I want to check if an expression evaluates to Integer result. I know this is never the best solution, but I ran out of ideas and not able to come up with an algorithm to solve the problem in a reasonable time. The only way I have now is bruteforce. I used setprecision with big without getting the correct results, then I tried SymPy. The latter calculated the result correctly but is too slow to solve the full-size problem. Any ideas, thank you.
function sLength(w,v,y)
x = w * y // (v + w)
s = sqrt(x^2 + w^2) + sqrt((y-x)^2 + v^2)
s == trunc(s)
end
Not exactly, but yes, it is part of a bigger problem that I have mathematically reduced to this formula but can’t go further. I always find it fun to tackle a hard problem and reduce it to a simple solution.
What are the signs of the numbers ? If v and w are of the same sign, then s == sqrt(y^2 + (v+w)^2).
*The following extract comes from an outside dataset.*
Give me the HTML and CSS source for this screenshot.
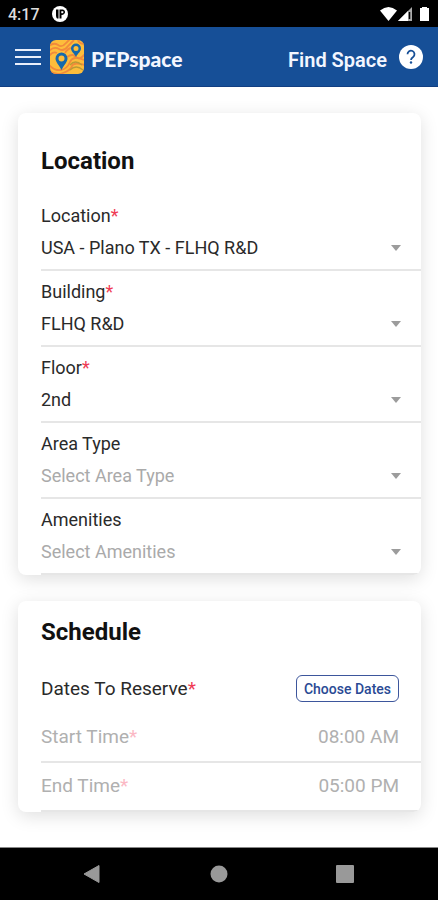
FILE: index.html
```html
<!DOCTYPE html>
<html lang="en">
<head>
<meta charset="utf-8">
<meta name="viewport" content="width=device-width, initial-scale=1">
<title>PEPspace</title>
<link rel="stylesheet" href="styles.css">
</head>
<body>
<div class="status-bar">
  <span class="clock">4:17</span>
  <svg class="status-app" width="16" height="16" viewBox="0 0 16 16" aria-hidden="true">
    <circle cx="8" cy="8" r="8" fill="#fff"/>
    <path d="M4 3.500h2.500v9H5q-1-1-1-3zM7.500 3.500H11a2.500 2.500 0 0 1 1 4.500q-.6 1-2.500 1v3.500h-2z" fill="#000"/>
    <path d="M9.300 5.200h2v2h-2z" fill="#fff"/>
  </svg>
  <svg class="status-icons" width="50" height="16" viewBox="0 0 50 16" aria-hidden="true">
    <path d="M0 4.500Q8.500-2.500 17 4.500L8.500 15z" fill="#fff"/>
    <path d="M32 1v14H18z" fill="#aaa"/>
    <path d="M28 5v10H18z" fill="#fff"/>
    <path d="M29.500 6v7" stroke="#000" stroke-width="1.500"/>
    <path d="M42 2V1h5v1h2v13h-9V2z" fill="#fff"/>
  </svg>
</div>
<header class="app-bar">
  <button class="icon-button" type="button" aria-label="Menu">
    <svg width="26" height="18" viewBox="0 0 26 18"><path d="M0 2h26M0 9h26M0 16h26" stroke="#e9effb" stroke-width="2"/></svg>
  </button>
  <svg class="logo" width="36" height="36" viewBox="0 0 36 36" aria-hidden="true">
    <clipPath id="tile"><rect x="1" y="1" width="34" height="34" rx="6"/></clipPath>
    <g clip-path="url(#tile)">
      <rect width="36" height="36" fill="#fdbd3b"/>
      <g fill="none" stroke="#f18a3c" stroke-width="1.800">
        <path d="M0 7Q5 3 9 6T17 4L21 0"/>
        <path d="M0 12Q5 7 10 10T19 7L25 1"/>
        <path d="M0 17Q4 12 8 14M16 14Q19 9 23 9"/>
        <path d="M0 26Q6 32 12 31T21 23T35 21"/>
        <path d="M0 31Q6 37 14 34T23 27T36 26"/>
        <path d="M18 18Q24 14 27 18T36 15"/>
        <path d="M29 1Q30 5 36 5"/>
      </g>
      <g fill="none" stroke="#b99a35" stroke-width="1.300">
        <path d="M21 26Q26 20 33 26"/>
        <path d="M21 31Q27 25 34 31"/>
      </g>
      <path fill="#1769aa" fill-rule="evenodd" d="M12.500 31C10 26 6.500 23 6.500 19.500a6 6 0 0 1 12 0C18.500 23 15 26 12.500 31zM12.500 16.500a3 3 0 1 0 0 6 3 3 0 0 0 0-6z"/>
      <path fill="#1769aa" fill-rule="evenodd" d="M27 18C25 14 22 12.500 22 9.500a5 5 0 0 1 10 0C32 12.500 29 14 27 18zM27 7a2.500 2.500 0 1 0 0 5 2.500 2.500 0 0 0 0-5z"/>
    </g>
  </svg>
  <span class="brand">PEPspace</span>
  <h1 class="page-title">Find Space</h1>
  <button class="icon-button" type="button" aria-label="Help">
    <svg width="24" height="24" viewBox="0 0 24 24"><circle cx="12" cy="12" r="12" fill="#fff"/><path d="M8.500 9.300a3.500 3.500 0 1 1 5.600 2.700C12.600 13 12 13.500 12 15" fill="none" stroke="#164f97" stroke-width="1.800"/><circle cx="12" cy="17.500" r="1.200" fill="#164f97"/></svg>
  </button>
</header>
<main class="content">
  <section class="card">
    <h2 class="card-title card-title-tall">Location</h2>
    <div class="field">
      <label for="location">Location<span class="required">*</span></label>
      <div class="picker">
        <select id="location"><option>USA - Plano TX - FLHQ R&amp;D</option></select>
        <svg class="caret" width="10" height="6" viewBox="0 0 10 6" aria-hidden="true"><path d="M0 0h10L5 6z"/></svg>
      </div>
    </div>
    <div class="field">
      <label for="building">Building<span class="required">*</span></label>
      <div class="picker">
        <select id="building"><option>FLHQ R&amp;D</option></select>
        <svg class="caret" width="10" height="6" viewBox="0 0 10 6" aria-hidden="true"><path d="M0 0h10L5 6z"/></svg>
      </div>
    </div>
    <div class="field">
      <label for="floor">Floor<span class="required">*</span></label>
      <div class="picker">
        <select id="floor"><option>2nd</option></select>
        <svg class="caret" width="10" height="6" viewBox="0 0 10 6" aria-hidden="true"><path d="M0 0h10L5 6z"/></svg>
      </div>
    </div>
    <div class="field">
      <label for="area">Area Type</label>
      <div class="picker">
        <select id="area" class="empty"><option>Select Area Type</option></select>
        <svg class="caret" width="10" height="6" viewBox="0 0 10 6" aria-hidden="true"><path d="M0 0h10L5 6z"/></svg>
      </div>
    </div>
    <div class="field">
      <label for="amenities">Amenities</label>
      <div class="picker">
        <select id="amenities" class="empty"><option>Select Amenities</option></select>
        <svg class="caret" width="10" height="6" viewBox="0 0 10 6" aria-hidden="true"><path d="M0 0h10L5 6z"/></svg>
      </div>
    </div>
  </section>
  <section class="card">
    <h2 class="card-title">Schedule</h2>
    <div class="row dates">
      <span>Dates To Reserve<span class="required">*</span></span>
      <button class="choose" type="button">Choose Dates</button>
    </div>
    <div class="row time">
      <label for="start">Start Time<span class="required">*</span></label>
      <input id="start" type="text" value="08:00 AM" disabled>
    </div>
    <div class="row time">
      <label for="end">End Time<span class="required">*</span></label>
      <input id="end" type="text" value="05:00 PM" disabled>
    </div>
  </section>
</main>
<nav class="system-nav" aria-label="System">
  <button class="icon-button" type="button" aria-label="Back"><svg width="18" height="20" viewBox="0 0 18 20"><path d="M1 10L16 1.500v17z" fill="#999" stroke="#999" stroke-linejoin="round"/></svg></button>
  <button class="icon-button" type="button" aria-label="Home"><svg width="18" height="18" viewBox="0 0 18 18"><circle cx="9" cy="9" r="8.500" fill="#999"/></svg></button>
  <button class="icon-button" type="button" aria-label="Recent apps"><svg width="18" height="18" viewBox="0 0 18 18"><rect width="18" height="18" rx="1" fill="#999"/></svg></button>
</nav>
</body>
</html>
```
FILE: styles.css
```css
* {
  box-sizing: border-box;
}

body {
  margin: 0;
  min-height: 100vh;
  display: flex;
  flex-direction: column;
  background: #fff;
  color: #2a2a2a;
  font-family: Roboto, "Liberation Sans", sans-serif;
  font-size: 18px;
  line-height: 22px;
}

button,
input,
select {
  font: inherit;
  color: inherit;
}

svg {
  display: block;
}

.status-bar {
  display: flex;
  align-items: center;
  height: 27px;
  padding: 0 8px;
  background: #000;
  color: #ddd;
  font-size: 16px;
  font-weight: 500;
}

.clock {
  padding-top: 2px;
}

.status-app {
  margin-left: 12px;
}

.status-icons {
  margin-left: auto;
}

.app-bar {
  display: flex;
  align-items: center;
  height: 60px;
  padding: 0 15px;
  background: #164f97;
  border-bottom: 1px solid #123f82;
  color: #f3f6ff;
}

.icon-button {
  padding: 0;
  border: 0;
  background: none;
}

.logo {
  margin-left: 8px;
}

.brand {
  margin-left: 6px;
  padding-top: 4px;
  font-family: Lato, sans-serif;
  font-size: 21px;
  font-weight: 900;
}

.page-title {
  margin: 0 12px 0 auto;
  padding-top: 6px;
  font-size: 20px;
  font-weight: 600;
}

.content {
  flex: 1;
  display: flex;
  flex-direction: column;
  gap: 26px;
  padding: 26px 17px 30px 18px;
}

.card {
  padding-left: 23px;
  border-radius: 8px;
  background: #fff;
  box-shadow: 0 4px 18px rgba(0, 0, 0, 0.13);
  overflow: hidden;
}

.card-title {
  margin: 0;
  padding: 17px 0;
  color: #111;
  font-size: 24px;
  font-weight: 700;
  line-height: 28px;
}

.card-title-tall {
  padding: 34px 0 20px;
}

.field {
  padding-top: 10px;
  border-bottom: 2px solid #e6e6e6;
}

.field label {
  display: block;
}

.required {
  color: #ef3b54;
}

.picker {
  display: grid;
  align-items: center;
}

.picker > * {
  grid-area: 1 / 1;
}

select {
  width: 100%;
  height: 42px;
  padding: 0 42px 0 0;
  border: 0;
  appearance: none;
  background: none;
}

.caret {
  justify-self: end;
  margin-right: 20px;
  fill: #9c9c9c;
  pointer-events: none;
}

.empty {
  color: #aaa;
}

.row {
  display: flex;
  align-items: center;
  justify-content: space-between;
  padding-right: 22px;
  font-size: 19px;
}

.dates {
  height: 51px;
}

.choose {
  height: 27px;
  padding: 0 7px;
  border: 1px solid #3d569c;
  border-radius: 6px;
  background: #fff;
  color: #2a4a94;
  font-size: 14px;
  font-weight: 500;
  line-height: 20px;
}

.time {
  height: 49px;
  padding-bottom: 2px;
  border-bottom: 2px solid #e6e6e6;
  color: #b0b0b0;
}

.time .required {
  color: #fbb8c4;
}

.time input {
  width: 120px;
  padding: 0;
  border: 0;
  background: none;
  text-align: right;
}

.system-nav {
  display: flex;
  align-items: center;
  justify-content: space-between;
  height: 53px;
  padding: 0 84px 0 83px;
  border-top: 1px solid #888;
  background: #000;
}
```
The problem is then whether y and v+w are members of a pythagorean triple. (Assuming y and v+w are integers)
If v and w are of opposite signs, and v + w != 0, then s == sqrt(y^2 + (v+w)^2) * abs((v-w)/(v+w))
Yes, all numbers are positive and I reached the same conclusion as you did. Only a small problem remains; how can I generate the triples incrementally? That’s, normally loops finish the last index first, I want all indices to grow together, one after another in an alternating way. Probably I want a priority queue or something?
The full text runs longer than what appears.